**RECORDED DATA**
___

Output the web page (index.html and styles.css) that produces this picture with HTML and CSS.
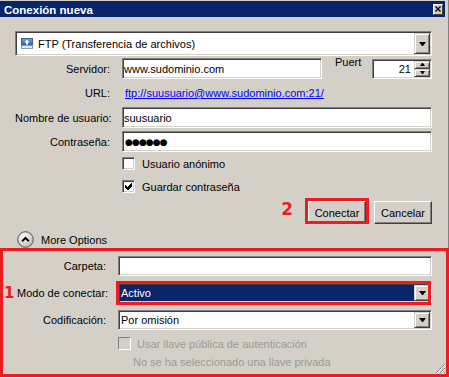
FILE: index.html
```html
<!DOCTYPE html>
<html lang="es">
<head>
    <meta charset="UTF-8">
    <title>Conexión nueva</title>
    <link rel="stylesheet" href="styles.css">
</head>
<body>
    <div class="window">
        <div class="titlebar">
            <span class="title">Conexión nueva</span>
            <span class="close-btn">
                <svg width="6" height="6" viewBox="0 0 6 6"><path d="M0.5 0.5 L5.5 5.5 M5.5 0.5 L0.5 5.5" stroke="#000" stroke-width="1.4"/></svg>
            </span>
        </div>

        <div class="combo protocol">
            <div class="combo-value">
                <svg class="ftp-icon" width="12" height="11" viewBox="0 0 12 11">
                    <defs>
                        <linearGradient id="ftpBlue" x1="0" y1="0" x2="0" y2="1">
                            <stop offset="0" stop-color="#7aa3dc"/>
                            <stop offset="1" stop-color="#2c5ca8"/>
                        </linearGradient>
                    </defs>
                    <rect x="0.5" y="0.5" width="11" height="7" fill="url(#ftpBlue)" stroke="#3a5f9a"/>
                    <rect x="0.5" y="7.5" width="11" height="3" fill="#dfe6ef" stroke="#8a9bb4"/>
                    <path d="M6 1.5 L8.5 4.5 L7 4.5 L7 6.5 L5 6.5 L5 4.5 L3.5 4.5 Z" fill="#fff"/>
                </svg>
                FTP (Transferencia de archivos)
            </div>
            <span class="drop-btn"></span>
        </div>

        <div class="row server-row">
            <span class="label">Servidor:</span>
            <div class="edit server">www.sudominio.com</div>
            <span class="port-label">Puert</span>
            <div class="spinner">
                <span class="spin-value">21</span>
                <span class="spin-btns">
                    <span class="spin-btn up"></span>
                    <span class="spin-btn down"></span>
                </span>
            </div>
        </div>

        <div class="row url-row">
            <span class="label">URL:</span>
            <a class="url" href="#">ftp://suusuario@www.sudominio.com:21/</a>
        </div>

        <div class="row">
            <span class="label">Nombre de usuario:</span>
            <div class="edit wide">suusuario</div>
        </div>

        <div class="row pass-row">
            <span class="label">Contraseña:</span>
            <div class="edit wide password">●●●●●●</div>
        </div>

        <div class="check-row anon">
            <span class="checkbox"></span>
            <span>Usuario anónimo</span>
        </div>
        <div class="check-row save">
            <span class="checkbox">
                <svg width="7" height="7" viewBox="0 0 7 7" shape-rendering="crispEdges"><polygon points="0,2 2,4 6,0 7,0 7,3 3,7 2,7 0,5" fill="#000"/></svg>
            </span>
            <span>Guardar contraseña</span>
        </div>

        <div class="actions">
            <span class="marker marker-two">2</span>
            <button class="btn highlighted">Conectar</button>
            <button class="btn">Cancelar</button>
        </div>

        <div class="more-options">
            <svg class="expander" width="17" height="17" viewBox="0 0 17 17">
                <defs>
                    <radialGradient id="knob" cx="0.4" cy="0.35" r="0.7">
                        <stop offset="0" stop-color="#ffffff"/>
                        <stop offset="1" stop-color="#bdbab4"/>
                    </radialGradient>
                </defs>
                <circle cx="8.5" cy="8.5" r="7.8" fill="url(#knob)" stroke="#55524d" stroke-width="1"/>
                <path d="M5.2 10.2 L8.5 6.9 L11.8 10.2" fill="none" stroke="#000" stroke-width="2"/>
            </svg>
            <span>More Options</span>
        </div>

        <div class="advanced">
            <div class="adv-row folder-row">
                <span class="adv-label">Carpeta:</span>
                <div class="edit adv-field"></div>
            </div>
            <div class="adv-row marked">
                <span class="marker marker-one">1</span>
                <span class="adv-label">Modo de conectar:</span>
                <div class="combo adv-field selected">
                    <div class="combo-value">Activo</div>
                    <span class="drop-btn"></span>
                </div>
            </div>
            <div class="adv-row">
                <span class="adv-label">Codificación:</span>
                <div class="combo adv-field">
                    <div class="combo-value">Por omisión</div>
                    <span class="drop-btn"></span>
                </div>
            </div>
            <div class="key-row">
                <span class="checkbox disabled"></span>
                <span class="disabled-text">Usar llave pública de autenticación</span>
            </div>
            <div class="key-note disabled-text">No se ha seleccionado una llave privada</div>

            <svg class="size-grip" width="11" height="11" viewBox="0 0 11 11">
                <path d="M10 1 L1 10 M10 5 L5 10 M10 9 L9 10" stroke="#808080" stroke-width="1"/>
                <path d="M10 2 L2 10 M10 6 L6 10" stroke="#ffffff" stroke-width="1"/>
            </svg>
        </div>
    </div>
</body>
</html>
```

FILE: styles.css
```css
:root {
    --face: #d4d0c8;
    --shadow: #808080;
    --dark: #404040;
    --highlight: #ffffff;
    --navy: #0a246a;
    --mark: #ed1c24;
}

* {
    box-sizing: border-box;
}

body {
    margin: 0;
    background-color: var(--face);
    font-family: "Liberation Sans", Arial, sans-serif;
    font-size: 11px;
    color: #000;
}

.window {
    width: 449px;
    height: 377px;
    overflow: hidden;
    box-shadow: inset -1px 0 0 var(--shadow);
}

/* title bar */
.titlebar {
    margin-top: 1px;
    width: 445px;
    height: 16px;
    background-color: var(--navy);
    color: #fff;
    display: flex;
    align-items: center;
    justify-content: space-between;
    padding: 0 2px 0 4px;
}

.title {
    font-weight: bold;
    font-size: 11.5px;
    margin-top: 2px;
}

.close-btn {
    width: 10px;
    height: 11px;
    background-color: var(--face);
    border: 1px solid;
    border-color: var(--highlight) var(--dark) var(--dark) var(--highlight);
    display: flex;
    align-items: center;
    justify-content: center;
}

/* sunken fields */
.edit,
.combo,
.spinner {
    background-color: #fff;
    border: 1px solid;
    border-color: var(--shadow) var(--highlight) var(--highlight) var(--shadow);
    box-shadow: inset 1px 1px 0 var(--dark), inset -1px -1px 0 var(--face);
}

.edit {
    height: 21px;
    display: flex;
    align-items: center;
    padding: 0 1px;
    white-space: nowrap;
}

.combo {
    display: flex;
    padding: 1px;
}

.combo-value {
    flex: 1;
    display: flex;
    align-items: center;
    padding-left: 1px;
    white-space: nowrap;
}

.drop-btn,
.spin-btn {
    background-color: var(--face);
    border: 1px solid;
    border-color: var(--face) var(--dark) var(--dark) var(--face);
    box-shadow: inset 1px 1px 0 var(--highlight), inset -1px -1px 0 var(--shadow);
    display: flex;
    align-items: center;
    justify-content: center;
}

.drop-btn {
    width: 16px;
}

.drop-btn::after {
    content: "";
    width: 1px;
    border-left: 3px solid transparent;
    border-right: 3px solid transparent;
    border-top: 4px solid #000;
}

.protocol {
    margin: 14px 0 0 15px;
    width: 417px;
    height: 25px;
}

.ftp-icon {
    margin: 0 5px 0 3px;
}

/* upper form */
.row {
    display: flex;
    align-items: center;
    margin-left: 15px;
    width: 417px;
}

.label {
    width: 95px;
    margin-right: 12px;
    text-align: right;
    white-space: nowrap;
}

.server-row {
    margin-top: 2px;
}

.server {
    width: 200px;
}

.port-label {
    align-self: flex-start;
    margin: -2px 0 0 13px;
}

.spinner {
    margin-left: auto;
    width: 60px;
    height: 20px;
    display: flex;
    padding: 1px;
}

.spin-value {
    flex: 1;
    padding-right: 3px;
    display: flex;
    align-items: center;
    justify-content: flex-end;
}

.spin-btns {
    width: 16px;
    display: flex;
    flex-direction: column;
}

.spin-btn {
    flex: 1;
}

.spin-btn.up::after,
.spin-btn.down::after {
    content: "";
    width: 1px;
    border-left: 2px solid transparent;
    border-right: 2px solid transparent;
}

.spin-btn.up::after {
    border-bottom: 3px solid #000;
}

.spin-btn.down::after {
    border-top: 3px solid #000;
}

.url-row {
    height: 28px;
}

.url {
    margin-left: 3px;
    color: #0000ff;
    text-decoration: underline;
}

.wide {
    flex: 1;
}

.pass-row {
    margin-top: 3px;
}

.password {
    font-family: "DejaVu Sans", sans-serif;
    font-size: 9px;
    letter-spacing: -0.9px;
    padding-left: 2px;
}

.check-row {
    display: flex;
    align-items: center;
    margin-left: 122px;
    height: 13px;
    gap: 7px;
}

.anon {
    margin-top: 5px;
}

.save {
    margin-top: 10px;
}

.checkbox {
    width: 13px;
    height: 13px;
    background-color: #fff;
    border: 1px solid;
    border-color: var(--shadow) var(--highlight) var(--highlight) var(--shadow);
    box-shadow: inset 1px 1px 0 var(--dark), inset -1px -1px 0 var(--face);
    display: flex;
    align-items: center;
    justify-content: center;
}

.checkbox.disabled {
    background-color: var(--face);
}

/* buttons */
.actions {
    margin-top: 8px;
    display: flex;
    justify-content: flex-end;
    align-items: flex-start;
    padding-right: 17px;
    height: 23px;
}

.btn {
    width: 58px;
    height: 23px;
    padding: 0;
    margin-left: 8px;
    font: inherit;
    color: #000;
    background-color: var(--face);
    border: 1px solid;
    border-color: var(--highlight) var(--dark) var(--dark) var(--highlight);
    box-shadow: inset -1px -1px 0 var(--shadow);
}

.highlighted {
    position: relative;
}

.highlighted::after {
    content: "";
    position: absolute;
    top: -4px;
    left: -4px;
    right: -4px;
    bottom: -1px;
    border: 3px solid var(--mark);
}

.marker {
    font-family: "DejaVu Sans", sans-serif;
    font-weight: bold;
    color: var(--mark);
}

.marker-two {
    font-size: 17px;
    line-height: 17px;
    margin-right: 7px;
}

.more-options {
    margin: 7px 0 0 17px;
    display: flex;
    align-items: center;
    gap: 7px;
    height: 17px;
}

/* red-framed advanced part */
.advanced {
    position: relative;
    height: 129px;
    border: 3px solid var(--mark);
}

.adv-row {
    display: flex;
    align-items: center;
    padding-left: 14px;
    margin-top: 7px;
}

.folder-row {
    margin-top: 5px;
}

.adv-label {
    width: 89px;
    margin-right: 12px;
    text-align: right;
    white-space: nowrap;
}

.adv-field {
    width: 314px;
    height: 20px;
}

.marked {
    padding-left: 0;
}

.marker-one {
    width: 14px;
    font-size: 15px;
    padding-left: 1px;
}

.selected {
    position: relative;
}

.selected .combo-value {
    background-color: var(--navy);
    color: #fff;
}

.selected::after {
    content: "";
    position: absolute;
    top: -3px;
    left: -3px;
    right: 0;
    bottom: -3px;
    border: 3px solid var(--mark);
}

.key-row {
    display: flex;
    align-items: center;
    gap: 6px;
    margin: 7px 0 0 115px;
    height: 13px;
}

.key-row .checkbox {
    box-shadow: none;
}

.disabled-text {
    color: #9d9a94;
}

.key-note {
    margin: 6px 0 0 130px;
}

.size-grip {
    position: absolute;
    right: 0;
    bottom: 0;
}
```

___

**GIVEN PROBLEM**
From the listing above, pick out every line containing "styles".

**RESULT OF THIS TASK**
Output the web page (index.html and styles.css) that produces this picture with HTML and CSS.
    <link rel="stylesheet" href="styles.css">
FILE: styles.css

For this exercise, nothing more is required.